There is one genuinely interesting thread in the research. Magnesium deficiency may be more common in people experiencing unexplained hair shedding. A study by Tataru and Nicoara examined three groups of women aged 16 to 40: those with unexplained diffuse hair loss, those with hair loss from known causes (hormonal issues, thyroid disease), and a control group with no hair loss. Among women with unexplained shedding, 46% had low magnesium levels, compared to 21% in the known-cause group and just 8% in the control group.

That’s a striking difference, but it doesn’t mean rubbing Epsom salt on your head fixes the problem. If low magnesium contributes to hair shedding, the deficiency is systemic, meaning it affects your whole body.

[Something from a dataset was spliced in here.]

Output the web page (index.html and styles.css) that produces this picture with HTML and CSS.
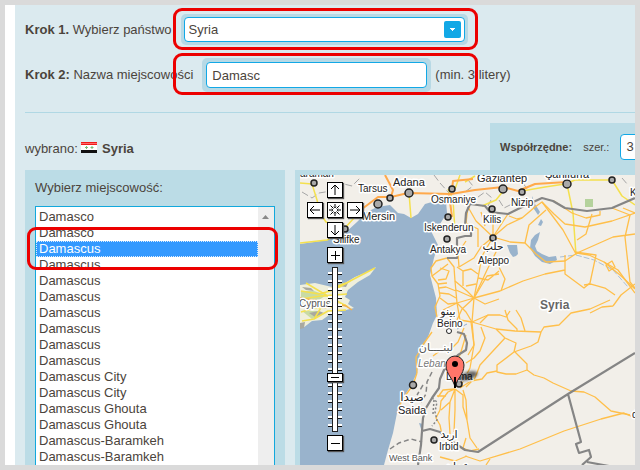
FILE: index.html
```html
<!DOCTYPE html>
<html lang="pl">
<head>
<meta charset="utf-8">
<title>Wybierz miejscowość</title>
<link rel="stylesheet" href="styles.css">
</head>
<body>
<main class="page">
  <form class="panel">
    <div class="step">
      <label for="country"><b>Krok 1.</b> Wybierz państwo</label>
      <div class="field field-select">
        <select id="country" class="country"><option>Syria</option></select>
        <svg class="arrow" viewBox="0 0 17 17" aria-hidden="true"><rect width="17" height="17" rx="2" fill="#12a8e6"/><path d="M6 7h5v1h-1v1H9v1H8V9H7V8H6z" fill="#fff"/></svg>
        <span class="mark mark-country"></span>
      </div>
    </div>
    <div class="step">
      <label for="town"><b>Krok 2:</b> Nazwa miejscowości</label>
      <div class="field field-town">
        <input id="town" class="town" type="text" value="Damasc">
        <span class="mark mark-town"></span>
      </div>
      <span class="hint">(min. 3 litery)</span>
    </div>
    <hr class="rule">
    <div class="summary">
      <p class="chosen">wybrano:
        <svg class="flag" viewBox="0 0 16 11" role="img" aria-label="Flaga"><rect width="16" height="11" fill="#fff"/><rect width="16" height="3" fill="#f01c1c"/><rect y="1" width="16" height="1" fill="#ff6a6a"/><rect y="8" width="16" height="3" fill="#111"/><path d="M4 5.500h3M5.500 4v3M9.500 5.500h3M11 4v3" stroke="#79bd79"/></svg>
        <b>Syria</b></p>
      <div class="coords">
        <b>Współrzędne:</b>
        <label for="lat">szer.:</label>
        <input id="lat" class="lat" type="text" value="3">
      </div>
    </div>
    <div class="columns">
      <section class="places">
        <label class="places-label" for="place">Wybierz miejscowość:</label>
        <div class="listbox">
          <select id="place" class="list" size="18">
            <option>Damasco</option>
            <option>Damasco</option>
            <option selected>Damascus</option>
            <option>Damascus</option>
            <option>Damascus</option>
            <option>Damascus</option>
            <option>Damascus</option>
            <option>Damascus</option>
            <option>Damascus</option>
            <option>Damascus</option>
            <option>Damascus City</option>
            <option>Damascus City</option>
            <option>Damascus Ghouta</option>
            <option>Damascus Ghouta</option>
            <option>Damascus-Baramkeh</option>
            <option>Damascus-Baramkeh</option>
          </select>
          <span class="scroller"><svg width="7" height="4" viewBox="0 0 7 4"><path d="M0 4 3.500 0 7 4z" fill="#888"/></svg></span>
          <span class="mark mark-place"></span>
        </div>
      </section>
      <section class="map">
        <svg class="map-view" viewBox="300 175 335 290" preserveAspectRatio="xMinYMin slice" role="img" aria-label="Mapa">
          <rect x="300" y="175" width="335" height="290" fill="#f2efe9"/>
          <path fill="#99b3cc" d="M300 244 328 240 345 233 357 222 367 212 377 207 390 205 398 213 404 214 411 218 418 214 425 204 432 202 446 201 447 213 440 224 431 231 438 245 434 258 430 275 436 298 437 315 433 323 428 337 420 353 417 373 410 387 402 400 397 413 393 433 388 450 384 465H300z"/>
          <path fill="#efefdc" d="M300 285 315 283 332 287 345 283 355 277 367 272 376 267 370 275 358 282 348 290 345 297 350 300 348 304 354 308 346 310 332 313 322 320 312 321 303 328 300 326z"/>
          <path fill="#c9dba4" d="M301 291h13l12 4-8 6-17-2zM302 311h15l7 3-12 5z"/>
          <path fill="#a9a9a0" d="M302 287l9 1 3 3-8-1zM309 313l10-2 5 2-9 4zM338 286l10-3-2 4zM300 323l5-1-1 6-4 1z"/>
          <path fill="#b5d29c" d="M585 199h8v8h-8z"/>
          <g fill="#99b3cc">
            <path d="M535 235l5-3-2 8-3 6 2 5 5 3 7 3 7-1 1 4-7 4-8-2-7-6-5-8 1-8zM507 245h10l1 9-2 2-3 1-3-4zM541 219l2 3-2 4-3-1zM419 423l4 1v4l-2 1zM532 196l3 8 5 8-2 3-6-9z"/>
            <path fill="none" stroke="#a9c0d6" stroke-width="1" stroke-dasharray="6 2" d="M560 257l16-2 18 5 19 10 15 17"/>
            <path fill="none" stroke="#8fb0d8" stroke-width="1" d="M457 329l10-5"/>
          </g>
          <path fill="none" stroke="#a6a6a6" stroke-dasharray="7 3" d="M302 192l10 6 7-5 12-2 9-8 12 3 9-9M434 175l6 8 9 10M468 180l5 6-8 6M478 197l7-5 7 6-4 8M499 200l5 8 8-4M523 183l4 6M622 178l6 7"/>
          <path fill="none" stroke="#f4e04e" stroke-width="1.500" stroke-linejoin="round" d="M300 183 312 184 317 200 320 213 326 222 345 228 362 209M409 193 411 218M448 189 453 200 455 231M465 182l10-6M482 206 496 200 504 190M522 191 545 187 565 184 575 180 610 180M612 180l10 16 13 9M567 184 573 213 576 255M300 243l27-3 12-6M302 321l12-2 14-8 18-1M301 291l18 3 15-4 18-10 23-12M306 283l20 12 22 12M301 299l20-3 26-2M301 312l14-4 20-1M314 319l8-13 24-1M325 293l7-5 14-5M455 189l5-14"/>
          <path fill="none" stroke="#ffa94b" stroke-width="2" stroke-linejoin="round" d="M362 209 378 197 391 197 408 193 451 194 475 190 503 187 518 191 535 184 567 182M385 175l8 15-2 7M449 194l3 23M452 189l1-8 20-2"/>
          <path fill="none" stroke="#f5b24d" stroke-width="1.500" d="M324 308l12-4 10 2 6 4M300 298l26 4"/>
          <g fill="none" stroke="#ffbf4a" stroke-width="1.300" stroke-linejoin="round">
            <path d="M493 212 493 237 482 256 478 278 474 298 472 322 474 345 470 368 460 387"/>
            <path d="M493 237 507 225 522 218 535 207 542 202 554 214 565 224 585 227 612 221 635 213"/>
            <path d="M493 237 510 242 525 243 536 254 546 262 565 261 577 253 589 255 604 262 618 270 635 293"/>
            <path d="M474 298 500 291 523 281 545 274 565 270M565 255l0 19 19 14 6-5 6-28-21-3M606 265l6-4 3 6-6 4zM604 262l16 13 15 14"/>
            <path d="M613 306l8-11 14-11M584 285l7-1 14 4 10 7M590 313l12-6 11-1"/>
            <path d="M493 237 476 221 468 207M493 237 481 247 474 258 459 267M493 237 504 220 508 214M481 212l4 14M499 246l-12 24-13 28M468 207l-2 16 12 6 0 18"/>
            <path d="M542 202 563 230 576 254M554 201l18 12 14 5 14-3 0-4M577 240l9-6 6-20M525 243l4-18 17-15M577 253l36-16 22-3M612 208l18 7-5 22 5 45 5 6M635 213l-12-5"/>
            <path d="M509 216l8 3 5-1M497 263l8 16-4 12"/>
            <path d="M447 258 436 261 431 268 432 276 438 284 440 296 435 307 437 317"/>
            <path d="M432 276l8-6 8-6M438 280l8-1 3-8-9-3M438 284l9-1M439 288l7-1 10 4M440 293l9 1 7 4M440 298l8 6 9-1M447 258l7 9 1 14 2 22 3 17"/>
            <path d="M457 303 474 298M456 290 474 298M455 281l12 10 7 7M457 267l6 4 8-2 7 5M459 267l-1-14 8-12M463 271l0 15M474 298l-12 11-5 11M474 298l11 6 14-5M474 298l13-22 12-2M457 303l9 9 6 10M443 310l14-7M460 320l12 2M478 278l10 2 11-9M466 286l10-2"/>
            <path d="M472 322 496 329 515 331 541 332 544 327 559 325 571 313 590 309 610 300M472 322l16-7 12 0 6 2 4-6M474 345l-3-23M496 329l9 9 11 5-2 9-17 13 0 7 9 2 10 0 11-4 0-6-13-13M541 332l-3 10-7 4-17 6M505 338l-25 27-5 13-9 9"/>
            <path d="M460 388 471 381 482 379 487 373 497 371M527 370l7 5 10 3 9 5 18 8 13 1 11 5 16 14 19 4M474 345l-6 10M481 327l4 11-5 13-6 7-8 5M505 310l3 10 9 9 0 2M516 310l5 8 4 13M488 315l-8 8M466 335l-6 20-8 12"/>
            <path d="M455 389 448 392 441 401 440 410 436 418 440 425 442 435M455 389 450 402 449 418 450 434M455 389 455 410 454 432M455 389 463 395 463 407 467 420 470 438 477 448M463 390 466 400 467 420M466 438 463 448 470 451 479 449M455 389 443 390 438 397M446 396l-9 0M450 402l-9 8"/>
            <path d="M465 456l15 5 40-12 44-18 37-12 23-6 11 5M490 459l-4 6"/>
            <path d="M421 349l-5 8 1 16M432 332l-10 14M450 350l8-8 6-14M441 350l-8 6M417 373l-4 12-11 15-5 13"/>
            <path d="M440 457l15 4 12-5"/>
          </g>
          <g fill="none" stroke="#858585" stroke-width="2.200" stroke-linejoin="round">
            <path d="M447 258h10v-20l8-2h6v-8l-6-2 1-13 4-9 15 2 5 6 18 2 12-6 22-10 11 3 12 7 22 3 25-3 23-10"/>
            <path d="M457 332 464 334 467 343 466 350 458 355 452 362 444 370 440 379 439 388 432 398 426 408 423 418 422 431 430 429 440 432 450 440 465 450 478 452 568 394 635 353M568 394l13 48-5 2 3 9 10-3 2 7-9 8M587 462l22 4M422 431l-1 14-3 20"/>
          </g>
          <g fill="none" stroke="#858585" stroke-width="1.500">
            <path stroke-dasharray="5 3" d="M390 449l9-6 12-4 11 3M432 372l-5 10-1 12-5 8M423 385l-6 10"/>
            <path stroke-dasharray="2 2" d="M432 398l5 4-2 10 2 8-5 6M434 400l-1 14"/>
          </g>
          <g fill="#a9a9a9" stroke="#222" stroke-width="1.500">
            <circle cx="314" cy="183" r="3"/><circle cx="345" cy="229" r="3"/><circle cx="390" cy="198" r="3"/><circle cx="409" cy="193" r="4"/><circle cx="378" cy="204" r="4"/><circle cx="452" cy="189" r="3"/><circle cx="448" cy="217" r="3"/><circle cx="447" cy="239" r="3"/><circle cx="503" cy="189" r="4"/><circle cx="522" cy="192" r="3"/><circle cx="567" cy="184" r="4"/><circle cx="612" cy="180" r="3"/><circle cx="492" cy="209" r="3"/><circle cx="493" cy="238" r="3"/><circle cx="449" cy="331" r="2.500" fill="#fff" stroke-width="1"/><circle cx="413" cy="385" r="3.500"/><circle cx="434" cy="440" r="3"/><circle cx="459" cy="384" r="3"/>
          </g>
          <g class="names">
            <text x="300" y="177">araman</text>
            <text x="358" y="192">Tarsus</text>
            <text class="big" x="393" y="186">Adana</text>
            <text class="big" x="362" y="220">Mersin</text>
            <text x="333" y="243">Silifke</text>
            <text x="431" y="203">Osmaniye</text>
            <text x="424" y="231">Iskenderun</text>
            <text x="430" y="253">Antakya</text>
            <text class="big" x="477" y="182">Gaziantep</text>
            <text class="big" x="545" y="178">Şanlıurfa</text>
            <text x="511" y="206">Nizip</text>
            <text x="483" y="223">Kilis</text>
            <text class="arabic" x="493" y="250" text-anchor="middle">حلب</text>
            <text x="478" y="264">Aleppo</text>
            <text x="630" y="196">K</text>
            <text class="country-name" x="540" y="309">Syria</text>
            <text class="region" x="299" y="307">Cyprus</text>
            <text class="arabic" x="448" y="315" text-anchor="middle">بينو</text>
            <text x="437" y="327">Beino</text>
            <text class="arabic region" x="436" y="351" text-anchor="middle">لبنــــان</text>
            <text class="lebanon" x="418" y="367">Lebanon</text>
            <text x="446" y="380">Dama</text>
            <text class="arabic arabic-big" x="412" y="401" text-anchor="middle">صيدا</text>
            <text class="big" x="398" y="414">Saida</text>
            <text class="arabic" x="449" y="438" text-anchor="middle">اربد</text>
            <text x="439" y="450">Irbid</text>
            <text class="region small" x="389" y="461">West Bank</text>
            <text class="arabic" x="457" y="470" text-anchor="middle">عمان</text>
            <text x="632" y="418">d</text>
          </g>
          <defs><filter id="soft" x="-30%" y="-50%" width="160%" height="200%"><feGaussianBlur stdDeviation="1.500"/></filter></defs>
          <ellipse cx="468" cy="376" rx="10" ry="4" fill="#000" opacity=".6" transform="rotate(-18 468 376)" filter="url(#soft)"/>
          <path d="M455 388c-1-9-9-13-9-23a9 9 0 0 1 18 0c0 10-8 14-9 23z" fill="#ff766a" stroke="#222"/>
          <path d="M455 377v11" stroke="#000" stroke-width="2"/>
          <circle cx="455" cy="364" r="3" fill="#000"/>
        </svg>
        <div class="controls">
          <div class="pad">
            <button class="key up" type="button" aria-label="W górę"><svg viewBox="0 0 14 14"><path d="M7 12V2M3 6l4-4 4 4"/></svg></button>
            <button class="key left" type="button" aria-label="W lewo"><svg viewBox="0 0 14 14"><path d="M12 7H2M6 3 2 7l4 4"/></svg></button>
            <button class="key home" type="button" aria-label="Wyśrodkuj"><svg viewBox="0 0 14 14"><path d="M7 1v4M7 9v4M1 7h4M9 7h4M2.500 2.500l3 3M11.500 2.500l-3 3M2.500 11.500l3-3M11.500 11.500l-3-3"/><path d="M5.500 3.500 7 5l1.500-1.500M5.500 10.500 7 9l1.500 1.500M3.500 5.500 5 7 3.500 8.500M10.500 5.500 9 7l1.500 1.500" stroke-width=".6"/></svg></button>
            <button class="key right" type="button" aria-label="W prawo"><svg viewBox="0 0 14 14"><path d="M2 7h10M8 3l4 4-4 4"/></svg></button>
            <button class="key down" type="button" aria-label="W dół"><svg viewBox="0 0 14 14"><path d="M7 2v10M3 8l4 4 4-4"/></svg></button>
          </div>
          <button class="key" type="button" aria-label="Przybliż"><svg viewBox="0 0 14 14"><path d="M7.500 3v9M3 7.500h9"/></svg></button>
          <input class="zoom" type="range" min="0" max="100" value="68" aria-label="Powiększenie">
          <button class="key" type="button" aria-label="Oddal"><svg viewBox="0 0 14 14"><path d="M3 7.500h9"/></svg></button>
        </div>
      </section>
    </div>
  </form>
</main>
</body>
</html>
```
FILE: styles.css
```css
* { box-sizing: border-box; }

body {
  margin: 0;
  height: 100vh;
  padding: 5px;
  background: #dadada;
  color: #4b443c;
  font: 13px/16px "Liberation Sans", Arial, sans-serif;
}

.page {
  height: 100%;
  padding-left: 10px;
  background: #fff;
  overflow: hidden;
}

.panel {
  display: flex;
  flex-direction: column;
  height: 100%;
  padding: 9px 0 0 10px;
  background: #dbeaef;
}

.step {
  display: flex;
  align-items: center;
  margin-bottom: 13px;
}

.field {
  position: relative;
  margin-left: 9px;
  background: #b7d9e5;
  border-radius: 5px;
}

.field-select { width: 287px; padding: 3px; }
.field-town { width: 229px; padding: 4px; }

.country, .town, .lat {
  display: block;
  width: 100%;
  height: 26px;
  margin: 0;
  padding: 0 5px;
  border: 1px solid #12a8e6;
  border-radius: 4px;
  background: #fff;
  color: inherit;
  font: inherit;
  outline: none;
}

.country { height: 25px; padding: 0 4px; appearance: none; }

.arrow {
  position: absolute;
  top: 7px;
  right: 7px;
  width: 17px;
  height: 17px;
  pointer-events: none;
}

.hint { margin-left: 4px; }

.mark {
  position: absolute;
  z-index: 2;
  border: 3px solid #ec0000;
  border-radius: 9px;
  pointer-events: none;
}

.mark-country { inset: -6px -10px -5px -8px; }
.mark-town { inset: -5px -47px -3px -29px; }
.mark-place { inset: 20px -4px auto -9px; height: 43px; }

.rule {
  width: 100%;
  margin: 7px 0 10px;
  border: 0;
  border-top: 1px solid #b0d8e4;
}

.summary {
  display: flex;
  justify-content: space-between;
}

.chosen { margin: 18px 0 0; }
.flag { width: 16px; height: 11px; margin-right: 1px; }

.coords {
  display: flex;
  flex: 0 0 145px;
  align-items: center;
  gap: 11px;
  height: 47px;
  padding-left: 10px;
  overflow: hidden;
  background: #bbdce6;
  font-size: 11px;
}

.lat { flex: 0 0 80px; font-size: 13px; }

.columns {
  display: flex;
  flex: 1;
  gap: 10px;
  min-height: 0;
}

.places {
  display: flex;
  flex: 0 0 260px;
  flex-direction: column;
  padding: 10px 10px 0;
  background: #bbdce6;
}

.places-label { margin-bottom: 10px; }

.listbox {
  position: relative;
  display: flex;
  flex: 1;
  min-height: 0;
  border: 1px solid #12a8dc;
  border-bottom: 0;
  background: #fff;
}

.list {
  flex: 1;
  height: 100%;
  min-width: 0;
  margin: 0;
  padding: 2px 0 0;
  border: 0;
  border-radius: 0;
  outline: none;
  background: #fff;
  color: inherit;
  font: inherit;
  overflow: hidden;
  scrollbar-width: none;
}

.list option {
  min-height: 16px;
  padding: 0 3px;
  line-height: 16px;
  color: #4b443c;
}

.list option:checked {
  background-image: linear-gradient(#3399ff, #3399ff);
  -webkit-text-fill-color: #fff;
  outline: 1px dotted #d8ebff;
  outline-offset: -1px;
}

.scroller {
  flex: 0 0 16px;
  padding: 8px 0 0 4px;
  background: #eee;
  line-height: 5px;
}

.scroller svg { display: block; }

.map {
  position: relative;
  flex: 1;
  min-width: 0;
  padding: 5px 0 0 5px;
  background: #bbdce6;
}

.map-view {
  display: block;
  width: 100%;
  height: 100%;
}

.names {
  fill: #222;
  stroke: #fff;
  stroke-width: 3px;
  stroke-linejoin: round;
  paint-order: stroke;
  font-size: 10px;
}

.names .big { font-size: 11px; }
.names .arabic { font-family: "DejaVu Sans", sans-serif; font-size: 11px; }
.names .arabic-big { font-size: 12px; }
.names .region { fill: #555; }
.names .small { font-size: 9px; }
.names .lebanon { fill: #777; font-style: italic; }
.names .country-name { fill: #666; font-size: 12px; font-weight: bold; }

.controls {
  position: absolute;
  top: 12px;
  left: 12px;
  display: flex;
  flex-direction: column;
  align-items: center;
}

.pad {
  display: grid;
  grid-template: repeat(3, 16px) / repeat(3, 16px);
  gap: 4px;
  margin-bottom: 9px;
}

.up { grid-area: 1 / 2; }
.left { grid-area: 2 / 1; }
.home { grid-area: 2 / 2; }
.right { grid-area: 2 / 3; }
.down { grid-area: 3 / 2; }

.key {
  display: block;
  width: 16px;
  height: 16px;
  padding: 0;
  border: 1px solid #000;
  background: #fff;
  box-shadow: 1px 1px 1px #555;
}

.key svg {
  display: block;
  width: 14px;
  height: 14px;
  fill: none;
  stroke: #000;
}

.zoom {
  width: 16px;
  height: 165px;
  margin: 4px 0 3px;
  appearance: none;
  writing-mode: vertical-lr;
  background:
    linear-gradient(#fff, #fff) 6px 1px / 4px 163px no-repeat,
    linear-gradient(#222, #222) 5px 0 / 6px 100% no-repeat,
    linear-gradient(transparent 5px, #fff 5px 7px, #111 7px 8px) 1px 0 / 14px 8px repeat-y;
}

.zoom::-webkit-slider-thumb {
  appearance: none;
  width: 16px;
  height: 9px;
  border: 1px solid #000;
  background: linear-gradient(#000, #000) center / 8px 1px no-repeat #fff;
  box-shadow: 1px 1px 1px #555;
}
```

Addressing it would require improving your diet or taking an oral supplement, not applying a topical paste. Good dietary sources of magnesium include pumpkin seeds, almonds, spinach, black beans, and dark chocolate.

What Epsom Salt Can Do for Your Scalp

Epsom salt does work as a physical exfoliant. The granules scrub away dead skin cells, excess oil, and product buildup. If your scalp feels heavy with residue from styling products or if you deal with oily roots, an occasional Epsom salt scrub can leave your scalp feeling cleaner. A cleaner scalp isn’t a cure for hair loss, but removing buildup that clogs follicles can support a healthier environment for the hair you do have.

To try it, mix equal parts Epsom salt with a dollop of your regular shampoo and massage it into your scalp before rinsing. You can also add about two tablespoons per 16 ounces of shampoo for a premixed version. For dry hair, mix equal parts with conditioner, leave it on for about 20 minutes, then rinse. Either way, limit use to every other wash at most.

Risks of Overuse

Epsom salt strips natural oils from your hair and scalp. Used too often, it can leave strands feeling rough, dry, and brittle. The coarse granules can also create tiny tears in the hair cuticle, weakening the shaft and making breakage more likely. That’s the opposite of what you want if you’re already worried about thinning.

Your scalp maintains a specific pH balance, and salt can disrupt it. When that happens, some people experience redness, itching, flakiness, or a rebound in oil production as the scalp tries to compensate. If your skin is sensitive or you have any active irritation, salt scrubs will likely make things worse.

Why the Popularity Outpaces the Evidence

Epsom salt is cheap, widely available, and has a long folk reputation for healing. People feel a difference when they use it: their scalp feels tingly, their hair looks temporarily fuller after the exfoliation removes oil and product weight. That immediate sensory feedback is convincing, even though it has nothing to do with follicle regeneration or reversing miniaturization, which is the actual process behind most hair loss.

The most common types of hair loss, androgenetic alopecia (pattern baldness) in both men and women and telogen effluvium (stress-related shedding), involve hormonal signaling, genetics, and systemic health factors that a topical salt soak simply cannot reach. If you’re experiencing noticeable thinning, the time and money spent on Epsom salt rinses would be better directed toward identifying the underlying cause, whether that’s hormonal, nutritional, or stress-related.